# Working with Azure Machine Learning Studio engine

This notebook shows how to log the payload for a model deployed on Microsoft Azure serving engine using AI OpenScale python sdk.

Contents
- [1. Setup](#setup)
- [2. Binding machine learning engine](#binding)
- [3. Subscriptions](#subscription)
- [4. Scoring and payload logging](#scoring)
- [5. Feedback logging](#feedback)
- [6. Data Mart](#datamart)

<a id="setup"></a>
## 1. Setup

### 1.0 Sample model creation using [Azure Machine Learning Studio](https://studio.azureml.net)

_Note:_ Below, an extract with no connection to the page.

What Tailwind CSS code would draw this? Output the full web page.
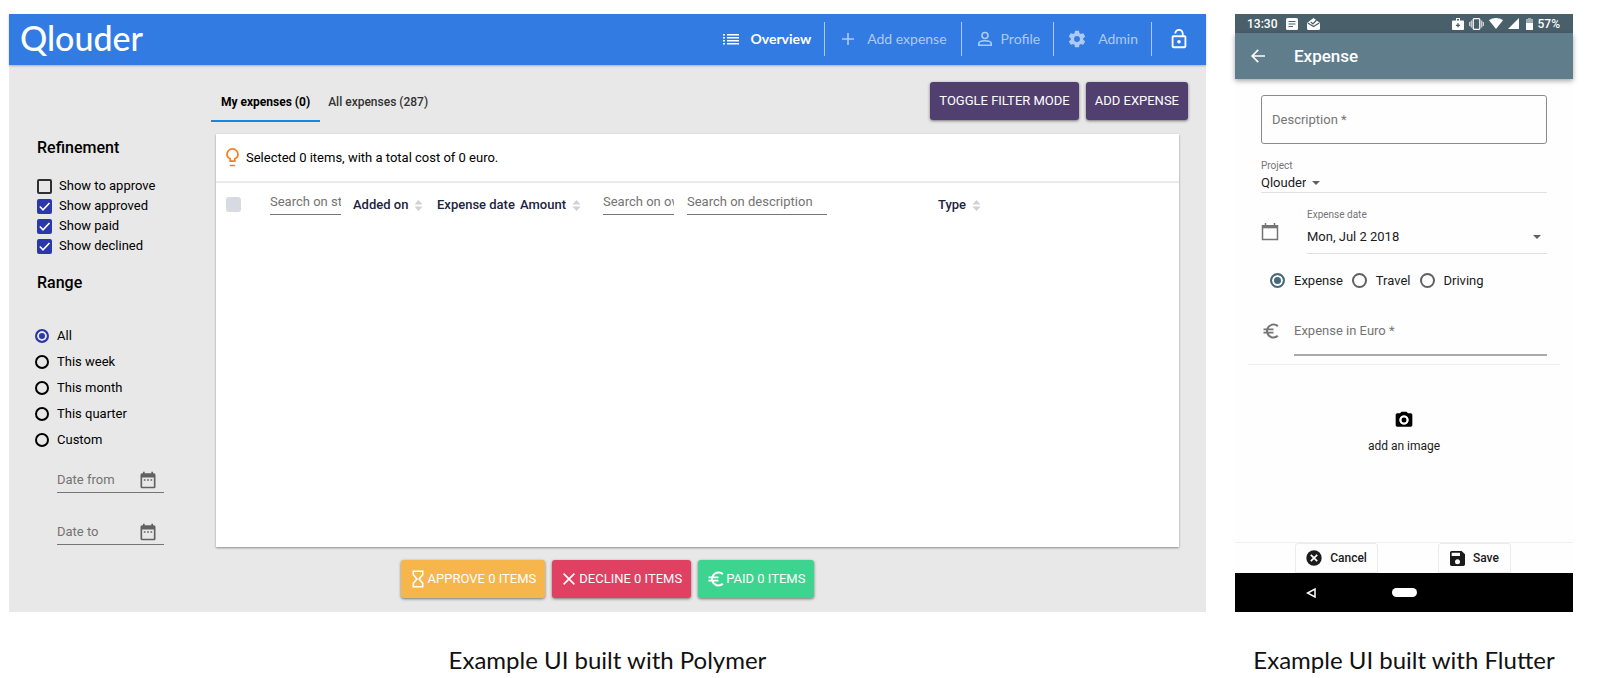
<!DOCTYPE html>
<html lang="en">
<head>
<meta charset="utf-8">
<meta name="viewport" content="width=device-width, initial-scale=1">
<title>Qlouder expenses</title>
<script src="https://cdn.jsdelivr.net/npm/@tailwindcss/browser@4"></script>
</head>
<body class="min-h-screen bg-white font-['Roboto',sans-serif] text-black">
<svg class="hidden" aria-hidden="true">
  <symbol id="sort" viewBox="0 0 10 14"><path d="M5 1 9.5 6h-9zM5 13 .5 8h9z"/></symbol>
  <symbol id="event" viewBox="0 0 24 24"><path d="M9 11H7v2h2v-2zm4 0h-2v2h2v-2zm4 0h-2v2h2v-2zm2-7h-1V2h-2v2H8V2H6v2H5c-1.11 0-1.99.9-1.99 2L3 20a2 2 0 0 0 2 2h14c1.1 0 2-.9 2-2V6c0-1.100-.9-2-2-2zm0 16H5V9h14v11z"/></symbol>
  <symbol id="euro" viewBox="0 0 24 24"><path d="M15 18.500c-2.510 0-4.680-1.420-5.760-3.500H15v-2H8.580c-.05-.33-.08-.66-.08-1s.03-.67.080-1H15V9H9.240C10.320 6.920 12.500 5.500 15 5.500c1.610 0 3.090.59 4.230 1.570L21 5.300C19.410 3.870 17.300 3 15 3c-3.920 0-7.240 2.510-8.480 6H3v2h3.060c-.04.33-.06.66-.06 1s.02.67.06 1H3v2h3.520c1.240 3.490 4.560 6 8.480 6 2.310 0 4.410-.87 6-2.300l-1.780-1.770c-1.130.98-2.600 1.570-4.220 1.570z"/></symbol>
</svg>

<main class="grid grid-cols-[1197fr_338fr] gap-x-[29px] pl-[9px] pr-[27px] pt-[14px]">
  <figure class="flex min-w-0 flex-col">
    <div class="flex min-h-[598px] flex-col bg-[#e8e8e8]">
      <header class="flex h-[51px] items-center justify-between bg-[#327be3] pb-[2px] pl-[11px] pr-4 shadow-[0_1px_2px_rgba(0,0,0,0.25)]">
        <a href="#" class="pb-[2px] font-['Lato',sans-serif] text-[34px] leading-none font-medium text-white">Qlouder</a>
        <nav class="flex items-center font-['Lato',sans-serif] text-sm text-white/60">
          <a href="#" class="flex items-center gap-[10px] pr-[13px] font-bold text-white">
            <svg class="size-[18px]" viewBox="0 0 18 18" fill="currentColor"><path d="M1 4h2v1.500H1zM5 4h12v1.500H5zM1 7h2v1.500H1zM5 7h12v1.500H5zM1 10h2v1.500H1zM5 10h12v1.500H5zM1 13h2v1.500H1zM5 13h12v1.500H5z"/></svg>Overview</a>
          <a href="#" class="flex h-[34px] items-center gap-3 border-l border-white/60 pr-[14px] pl-4">
            <svg class="size-[14px]" viewBox="0 0 14 14" fill="none" stroke="currentColor" stroke-width="1.600"><path d="M7 1v12M1 7h12"/></svg>Add expense</a>
          <a href="#" class="flex h-[34px] items-center gap-[7px] border-l border-white/60 pr-[13px] pl-[14px]">
            <svg class="size-[18px]" viewBox="0 0 18 18" fill="none" stroke="currentColor" stroke-width="1.600"><circle cx="9" cy="5.500" r="3"/><path d="M2.800 15.200v-1.700c0-2.100 4.100-2.700 6.200-2.700s6.200.6 6.200 2.700v1.700z"/></svg>Profile</a>
          <a href="#" class="flex h-[34px] items-center gap-[11px] border-l border-white/60 pr-[13px] pl-[13px]">
            <svg class="size-5" viewBox="0 0 24 24" fill="currentColor"><path d="M19.430 12.980c.04-.32.07-.64.070-.98s-.03-.66-.07-.98l2.110-1.650c.19-.15.24-.42.120-.64l-2-3.460c-.12-.22-.39-.3-.61-.22l-2.490 1c-.52-.4-1.080-.73-1.690-.98l-.38-2.650A.488.488 0 0 0 14 2h-4c-.25 0-.46.18-.49.420l-.38 2.650c-.61.25-1.170.59-1.690.98l-2.490-1c-.23-.09-.49 0-.61.220l-2 3.460c-.13.22-.07.49.120.64l2.110 1.650c-.04.32-.07.65-.07.980s.03.66.070.980l-2.110 1.650c-.19.15-.24.42-.12.640l2 3.460c.12.22.39.3.610.22l2.490-1c.52.4 1.080.73 1.690.98l.38 2.650c.03.24.24.420.49.420h4c.25 0 .46-.18.490-.42l.38-2.650c.61-.25 1.170-.59 1.690-.98l2.490 1c.23.09.49 0 .61-.22l2-3.460c.12-.22.07-.49-.12-.64l-2.110-1.650zM12 15.500a3.500 3.500 0 1 1 0-7 3.500 3.500 0 0 1 0 7z"/></svg>Admin</a>
          <a href="#" aria-label="Log out" class="flex h-[34px] items-center border-l border-white/60 pl-[16px] text-white">
            <svg class="size-[22px]" viewBox="0 0 24 24" fill="currentColor"><path d="M12 17a2 2 0 1 0 0-4 2 2 0 0 0 0 4zm6-9h-1V6c0-2.760-2.240-5-5-5S7 3.240 7 6h1.900c0-1.710 1.390-3.100 3.100-3.100s3.100 1.390 3.100 3.100v2H6c-1.100 0-2 .9-2 2v10c0 1.100.9 2 2 2h12c1.100 0 2-.9 2-2V10c0-1.100-.9-2-2-2zm0 12H6V10h12v10z"/></svg></a>
        </nav>
      </header>

      <div class="grid flex-1 grid-cols-[207px_1fr]">
        <aside class="pt-[72px] pl-[28px] text-[13px]">
          <fieldset>
            <legend class="text-base leading-[22px] font-medium">Refinement</legend>
            <div class="mt-[17px] flex flex-col">
              <label class="flex h-5 items-center gap-[7px]"><input type="checkbox" class="size-[15px] appearance-none rounded-[2px] border-2 border-black/80">Show to approve</label>
              <label class="flex h-5 items-center gap-[7px]"><span class="grid size-[15px]"><input type="checkbox" checked class="col-start-1 row-start-1 size-[15px] appearance-none rounded-[2px] bg-[#2b38ac]"><svg class="pointer-events-none col-start-1 row-start-1 size-[15px]" viewBox="0 0 15 15" fill="none" stroke="#fff" stroke-width="1.600"><path d="m2.800 7.500 3.200 3.300L12.500 4"/></svg></span>Show approved</label>
              <label class="flex h-5 items-center gap-[7px]"><span class="grid size-[15px]"><input type="checkbox" checked class="col-start-1 row-start-1 size-[15px] appearance-none rounded-[2px] bg-[#2b38ac]"><svg class="pointer-events-none col-start-1 row-start-1 size-[15px]" viewBox="0 0 15 15" fill="none" stroke="#fff" stroke-width="1.600"><path d="m2.800 7.500 3.200 3.300L12.500 4"/></svg></span>Show paid</label>
              <label class="flex h-5 items-center gap-[7px]"><span class="grid size-[15px]"><input type="checkbox" checked class="col-start-1 row-start-1 size-[15px] appearance-none rounded-[2px] bg-[#2b38ac]"><svg class="pointer-events-none col-start-1 row-start-1 size-[15px]" viewBox="0 0 15 15" fill="none" stroke="#fff" stroke-width="1.600"><path d="m2.800 7.500 3.200 3.300L12.500 4"/></svg></span>Show declined</label>
            </div>
          </fieldset>
          <fieldset class="mt-4">
            <legend class="text-base leading-[22px] font-medium">Range</legend>
            <div class="-ml-[2px] mt-[29px] flex flex-col">
              <label class="flex h-[26px] items-center gap-2"><input type="radio" name="range" checked class="size-[14px] appearance-none rounded-full border-2 border-[#2b38ac] bg-[#2b38ac] shadow-[inset_0_0_0_2px_#e8e8e8]">All</label>
              <label class="flex h-[26px] items-center gap-2"><input type="radio" name="range" class="size-[14px] appearance-none rounded-full border-2 border-black">This week</label>
              <label class="flex h-[26px] items-center gap-2"><input type="radio" name="range" class="size-[14px] appearance-none rounded-full border-2 border-black">This month</label>
              <label class="flex h-[26px] items-center gap-2"><input type="radio" name="range" class="size-[14px] appearance-none rounded-full border-2 border-black">This quarter</label>
              <label class="flex h-[26px] items-center gap-2"><input type="radio" name="range" class="size-[14px] appearance-none rounded-full border-2 border-black">Custom</label>
            </div>
          </fieldset>
          <div class="mt-[15px] ml-5 flex w-[107px] flex-col gap-[27px] text-[#666]">
            <label class="flex h-[25px] items-center border-b border-[#757575]"><input type="text" placeholder="Date from" aria-label="Date from" class="min-w-0 flex-1 placeholder:text-[#737373]"><svg class="mr-[6px] size-5 shrink-0" fill="#616161"><use href="#event"/></svg></label>
            <label class="flex h-[25px] items-center border-b border-[#757575]"><input type="text" placeholder="Date to" aria-label="Date to" class="min-w-0 flex-1 placeholder:text-[#737373]"><svg class="mr-[6px] size-5 shrink-0" fill="#616161"><use href="#event"/></svg></label>
          </div>
        </aside>

        <section class="flex min-w-0 flex-col pr-[27px]">
          <div class="-mr-[9px] -ml-[5px] flex items-start justify-between pt-[17px]">
            <div role="tablist" class="flex text-[12px] font-medium text-[#333]">
              <button role="tab" aria-selected="true" class="h-10 border-b-2 border-[#1a87dc] px-[10px] pt-[2px] font-bold text-black">My expenses (0)</button>
              <button role="tab" aria-selected="false" class="h-10 border-b-2 border-transparent px-2 pt-[2px]">All expenses (287)</button>
            </div>
            <div class="flex gap-[7px] text-[13px] text-white">
              <button class="h-[38px] rounded-[3px] bg-[#51406f] px-[9px] shadow-[0_1px_3px_rgba(0,0,0,0.5)]">TOGGLE FILTER MODE</button>
              <button class="h-[38px] rounded-[3px] bg-[#51406f] px-[9px] shadow-[0_1px_3px_rgba(0,0,0,0.5)]">ADD EXPENSE</button>
            </div>
          </div>
          <div class="mt-3 flex flex-1 flex-col bg-white shadow-[0_1px_2px_rgba(0,0,0,0.4)]">
            <p class="flex h-[49px] items-center gap-[7px] border-b-2 border-[#ebebed] pl-[10px] text-[13px]">
              <svg class="h-[19px] w-[13px]" viewBox="0 0 13 19" fill="none" stroke="#fb7a1c" stroke-width="1.700"><path d="M4.200 13.200v-2.400C2.300 9.800 1 8.400 1 6.400a5.500 5.500 0 0 1 11 0c0 2-1.300 3.400-3.200 4.400v2.400zM3.800 17.500h5.400"/></svg>
              Selected 0 items, with a total cost of 0 euro.</p>
            <table class="w-full table-fixed text-left text-[13px] text-[#1c2440]">
              <colgroup><col class="w-[54px]"><col class="w-[83px]"><col class="w-[84px]"><col class="w-[83px]"><col class="w-[83px]"><col class="w-[84px]"><col class="w-[251px]"><col></colgroup>
              <thead>
                <tr class="h-[42px]">
                  <th class="pl-[10px]"><input type="checkbox" aria-label="Select all" class="block size-[15px] appearance-none rounded-[3px] bg-[#d7dbe1]"></th>
                  <th><input type="text" placeholder="Search on status" aria-label="Search on status" class="block h-[22px] w-[71px] border-b border-[#777] pb-1 text-[13px] font-normal placeholder:text-[#737373]"></th>
                  <th class="pt-[2px] font-medium"><span class="flex items-center gap-[6px]">Added on<svg class="h-[13px] w-[9px]" fill="#cfd1d5"><use href="#sort"/></svg></span></th>
                  <th class="pt-[2px] font-medium whitespace-nowrap">Expense date</th>
                  <th class="pt-[2px] font-medium"><span class="flex items-center gap-[6px]">Amount<svg class="h-[13px] w-[9px]" fill="#cfd1d5"><use href="#sort"/></svg></span></th>
                  <th><input type="text" placeholder="Search on owner" aria-label="Search on owner" class="block h-[22px] w-[71px] border-b border-[#777] pb-1 text-[13px] font-normal placeholder:text-[#737373]"></th>
                  <th><input type="text" placeholder="Search on description" aria-label="Search on description" class="block h-[22px] w-[140px] border-b border-[#777] pb-1 text-[13px] font-normal placeholder:text-[#737373]"></th>
                  <th class="pt-[2px] font-medium"><span class="flex items-center gap-[6px]">Type<svg class="h-[13px] w-[9px]" fill="#cfd1d5"><use href="#sort"/></svg></span></th>
                </tr>
              </thead>
            </table>
          </div>
        </section>
      </div>

      <div class="flex justify-center gap-[7px] pt-[13px] pb-[14px] text-[13px] text-white">
        <button class="flex h-[38px] items-center gap-1 rounded-[3px] bg-[#f7b64c] pr-[9px] pl-[11px] shadow-[0_1px_3px_rgba(0,0,0,0.5)]"><svg class="h-[18px] w-3" viewBox="0 0 12 18" fill="none" stroke="currentColor" stroke-width="1.600"><path d="M1.300 1.200h9.400v3.600L7.100 9l3.600 4.200v3.600H1.300v-3.600L4.900 9 1.300 4.800z"/></svg>APPROVE 0 ITEMS</button>
        <button class="flex h-[38px] items-center gap-1 rounded-[3px] bg-[#e04062] pr-[9px] pl-[11px] shadow-[0_1px_3px_rgba(0,0,0,0.5)]"><svg class="size-3" viewBox="0 0 12 12" fill="none" stroke="currentColor" stroke-width="1.600"><path d="m.6.6 10.800 10.800M11.400.6.6 11.400"/></svg>DECLINE 0 ITEMS</button>
        <button class="flex h-[38px] items-center rounded-[3px] bg-[#3cd48f] pr-[9px] pl-2 shadow-[0_1px_3px_rgba(0,0,0,0.5)]"><svg class="size-5" fill="currentColor"><use href="#euro"/></svg>PAID 0 ITEMS</button>
      </div>
    </div>
    <figcaption class="pt-8 text-center font-['Lato',sans-serif] text-2xl text-[#111]">Example UI built with Polymer</figcaption>
  </figure>

  <figure class="flex min-w-0 flex-col">
    <div class="flex min-h-[598px] flex-col bg-[#fefefe] text-[13px] text-[#1b1b1b]">
      <div class="flex h-[19px] items-center justify-between bg-[#495f6a] pr-[13px] pl-3 text-xs font-medium text-white">
        <span class="flex items-center gap-[9px]">13:30
          <svg class="size-3" viewBox="0 0 12 12"><rect width="12" height="12" rx="1.500" fill="#fff"/><path d="M2.500 3.500h7M2.500 6h7M2.500 8.500h4.500" stroke="#495f6a" stroke-width="1.200"/></svg>
          <svg class="h-3 w-[13px]" viewBox="0 0 13 12"><path d="M0 5 6.500 0 13 5v5.500c0 .8-.6 1.500-1.400 1.500H1.400C.6 12 0 11.300 0 10.500z" fill="#fff"/><path d="m.8 5 5.700 3.600L12.200 5M3.800 4l2.200 2 3.600-4" fill="none" stroke="#495f6a" stroke-width="1.200"/></svg>
        </span>
        <span class="flex items-center gap-[5px]">
          <svg class="h-3 w-3" viewBox="0 0 12 12" fill="#fff"><path fill-rule="evenodd" d="M4 0h4v2.500h3a1 1 0 0 1 1 1V11a1 1 0 0 1-1 1H1a1 1 0 0 1-1-1V3.500a1 1 0 0 1 1-1h3zM5 1v1.500h2V1zM5.300 5.300v1.400H3.900v1.200h1.400v1.400h1.400V7.900h1.400V6.700H6.700V5.300z"/></svg>
          <svg class="h-3 w-[15px]" viewBox="0 0 15 12" fill="none" stroke="#fff" stroke-width="1.300"><rect x="4.200" y=".7" width="6.600" height="10.600" rx="1"/><path d="M2.300 2.500v7M12.700 2.500v7M.6 4v4M14.400 4v4" opacity=".7"/></svg>
          <svg class="h-[11px] w-[14px]" viewBox="0 0 14 11" fill="#fff"><path d="M0 2.300C4-.7 10-.7 14 2.300L7 11z"/></svg>
          <svg class="size-[11px]" viewBox="0 0 11 11" fill="#fff"><path d="M11 0v11H0z"/></svg>
          <svg class="ml-[2px] h-3 w-[7px]" viewBox="0 0 7 12" fill="#fff"><path d="M2 0h3v1h2v4H0V1h2z" opacity=".5"/><path d="M0 5h7v7H0z"/></svg>
          57%</span>
      </div>
      <header class="flex h-[46px] items-center gap-[29px] bg-[#607d8b] pl-4 text-white shadow-[0_2px_5px_rgba(0,0,0,0.35)]">
        <button aria-label="Back"><svg class="block size-[14px]" viewBox="0 0 14 14" fill="none" stroke="currentColor" stroke-width="1.700"><path d="M14 7H1.500M7.200.8 1.200 7l6 6.200"/></svg></button>
        <h1 class="pt-[2px] text-[17px] font-medium">Expense</h1>
      </header>

      <form class="flex flex-1 flex-col">
        <div class="px-[26px] pt-4">
          <input type="text" placeholder="Description *" aria-label="Description" class="block h-[49px] w-full rounded-[3px] border border-[#8a8a8a] px-[10px] placeholder:text-[#757575]">
          <label for="project" class="mt-4 block text-[10px] leading-3 text-[#757575]">Project</label>
          <div class="flex h-[21px] items-center gap-[6px] border-b border-[#e0e0e0] pt-[2px]">
            <select id="project" class="field-sizing-content appearance-none text-[13px]"><option>Qlouder</option></select>
            <svg class="pointer-events-none h-1 w-2" viewBox="0 0 8 4" fill="#616161"><path d="M0 0h8L4 4z"/></svg>
          </div>
          <div class="mt-4 flex items-center gap-7">
            <svg class="size-[18px] shrink-0" viewBox="0 0 18 18" fill="none" stroke="#757575" stroke-width="1.500"><path d="M1.500 2.800h15v13.700h-15z"/><path d="M1.500 3.800h15" stroke-width="3"/><path d="M4.500 0v3M13.500 0v3"/></svg>
            <div class="min-w-0 flex-1 border-b border-[#e0e0e0]">
              <label for="date" class="block text-[10px] leading-3 text-[#757575]">Expense date</label>
              <div class="flex h-8 items-center pr-[6px]">
                <select id="date" class="min-w-0 flex-1 appearance-none text-[13px]"><option>Mon, Jul 2 2018</option></select>
                <svg class="pointer-events-none h-1 w-2" viewBox="0 0 8 4" fill="#616161"><path d="M0 0h8L4 4z"/></svg>
              </div>
            </div>
          </div>
          <div class="mt-[17px] flex items-center gap-[9px] pl-[9px]">
            <label class="flex items-center gap-[9px]"><input type="radio" name="kind" checked class="size-[15px] appearance-none rounded-full border-2 border-[#48697a] bg-[#48697a] shadow-[inset_0_0_0_2px_#fff]">Expense</label>
            <label class="flex items-center gap-[9px]"><input type="radio" name="kind" class="size-[15px] appearance-none rounded-full border-2 border-[#616161]">Travel</label>
            <label class="flex items-center gap-[9px]"><input type="radio" name="kind" class="size-[15px] appearance-none rounded-full border-2 border-[#616161]">Driving</label>
          </div>
          <div class="mt-4 flex items-center gap-[13px]">
            <svg class="size-5 shrink-0" fill="#757575"><use href="#euro"/></svg>
            <input type="text" placeholder="Expense in Euro *" aria-label="Expense in Euro" class="h-[49px] min-w-0 flex-1 border-b-2 border-[#aaa] placeholder:text-[#757575]">
          </div>
        </div>
        <hr class="mx-[13px] mt-2 border-[#eeeeee]">
        <button type="button" class="mx-auto mt-[45px] flex flex-col items-center gap-2 text-xs">
          <svg class="size-5" viewBox="0 0 24 24" fill="#000"><path fill-rule="evenodd" d="M9 2 7.170 4H4c-1.100 0-2 .9-2 2v12c0 1.100.9 2 2 2h16c1.100 0 2-.9 2-2V6c0-1.100-.9-2-2-2h-3.170L15 2H9zm3 15.500a5.500 5.500 0 1 1 0-11 5.500 5.500 0 0 1 0 11zm0-2.300a3.200 3.200 0 1 0 0-6.400 3.200 3.200 0 0 0 0 6.400z"/><circle cx="12" cy="12" r="4.300" fill="none" stroke="#fff" stroke-width="2.200"/></svg>
          add an image</button>
        <div class="mt-auto flex justify-center gap-[60px] border-t border-[#f0f0f0] pr-[2px] text-xs font-medium">
          <button type="button" class="flex h-[30px] items-center gap-2 rounded-t-[3px] border border-[#ececec] px-[10px]"><svg class="size-4" viewBox="0 0 16 16"><circle cx="8" cy="8" r="7.700" fill="#1b1b1b"/><path d="m4.800 4.800 6.400 6.400M11.200 4.800l-6.400 6.400" stroke="#fff" stroke-width="1.700"/></svg>Cancel</button>
          <button type="submit" class="flex h-[30px] items-center gap-2 rounded-t-[3px] border border-[#ececec] px-[11px]"><svg class="size-[15px]" viewBox="0 0 18 18" fill="#1b1b1b"><path fill-rule="evenodd" d="M14 0H2C.9 0 0 .9 0 2v14c0 1.100.9 2 2 2h14c1.100 0 2-.9 2-2V4zM9 16a3 3 0 1 1 0-6 3 3 0 0 1 0 6zm3-10H2V2h10z"/></svg>Save</button>
        </div>
      </form>

      <div class="grid h-[39px] grid-cols-[1fr_25px_1fr] items-center bg-black">
        <button aria-label="Back" class="mr-[76px] justify-self-end"><svg class="block size-[10px]" viewBox="0 0 10 10" fill="none" stroke="#fff" stroke-width="1.500"><path d="M9 1v8L1.500 5z"/></svg></button>
        <button aria-label="Home" class="h-[9px] rounded-full bg-white"></button>
      </div>
    </div>
    <figcaption class="pt-8 text-center font-['Lato',sans-serif] text-2xl whitespace-nowrap text-[#111]">Example UI built with Flutter</figcaption>
  </figure>
</main>
</body>
</html>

- Download training data set from [here](https://github.com/pmservice/wml-sample-models/raw/master/spark/product-line-prediction/data/GoSales_Tx.csv)
- [Create an experiment in Azure ML Studio](https://docs.microsoft.com/en-us/azure/machine-learning/studio/create-experiment) using the diagram below. (You can search for each module in the palette by name)
- When you get to the `Train Model` module, select the `Product Line` column as the label.
- Run the experiment to train the model.
- [Create (deploy) web service](https://docs.microsoft.com/en-us/azure/machine-learning/studio/publish-a-machine-learning-web-service) (Choose the `new` NOT `classic`)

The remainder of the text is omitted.